The defendants oppose this substitution and cite In re Flash Memory Antitrust Litig., No. 07-86, 2010 WL 2332081, at *17 (N.D. Cal. June 9, 2010). In Flash Memory, the plaintiffs proposed substituting nine new plaintiffs in place of the twelve currently-named plaintiffs. Id. Aetna's requested substitution would not cause the prejudice of the substitution in Flash Memory. Aetna is a single entity that has already been actively involved in this case as a named plaintiff. Aetna has also produced discovery for each of the six proposed class states.
As to the second argument of the defendants, the Court finds that the Budeprion XL litigation does not create a conflict that would defeat class certification because these two law suits address different, compatible issues. Absent class members who are pursuing damages from allegedly inferior extended-release bupropion hydrochloride would still benefit as much as any other class member from an adjudication that they are entitled to overcharge damages for the purchases that they did make.
The Court is satisfied that the named plaintiffs, as modified to allow Aetna to represent states in which other named plaintiffs have not purchased bupropion hydrochloride, will adequately represent the interests of absent class members.
B. Rule 23(b)
Once the requirements of Rule 23(a) are satisfied, a plaintiff must also satisfy one of the three criteria in Rule 23(b). The plaintiff seeks to have this class certified under Rule 23(b)(3). Rule 23(b)(3) requires the court to find (1) that questions of law or fact common to class members predominate over any questions affecting only individual members and (2) that a class action is superior to other available methods for fairly and efficiently adjudicating the controversy. These are often referred to as the predominance and superiority requirements. The Court addresses each requirement in turn.

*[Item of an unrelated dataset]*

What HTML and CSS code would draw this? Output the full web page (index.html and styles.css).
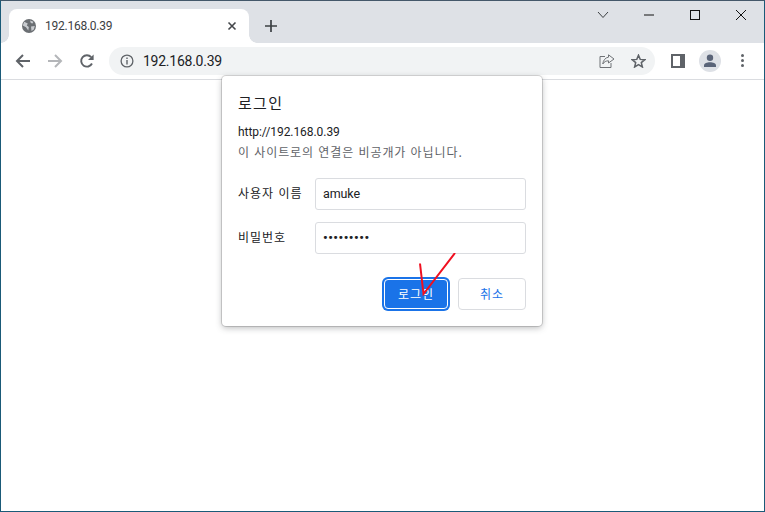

To establish predominance, the plaintiffs must show by a preponderance of the evidence that the elements of their claims can be proven by evidence common to all in their class. See In re Hydrogen Peroxide Antitrust Litig., 552 F.3d 305, 311-12 (3d Cir. 2008). "If proof of the essential elements of the cause of action requires individual treatment, then class certification is unsuitable." Id. at 311 (quoting Newton, 259 F.3d at 172). The elements of the plaintiff's claims are (1) a violation of the state antitrust laws and/or state consumer protection laws, (2) individual injury, and (3) measurable damages. See id. at 311. The Court will address whether the plaintiff has shown that its claims can be proven with common evidence for each of these three elements. The primary issue of contention is whether the plaintiffs can demonstrate antitrust impact to all putative class members, particularly TPPs who did not purchase generic extended-release bupropion hydrochloride after it became available.
a. Violation of State Antitrust and Consumer Protection Laws
The plaintiffs have successfully pled antitrust claims arising under the laws of California, New York, Nevada, Tennessee and Wisconsin, and consumer protection claims arising under the laws of California and Florida. See Wellbutrin XL, 260 F.R.D. at 168; Wellbutrin XL, 756 F. Supp. 2d at 682.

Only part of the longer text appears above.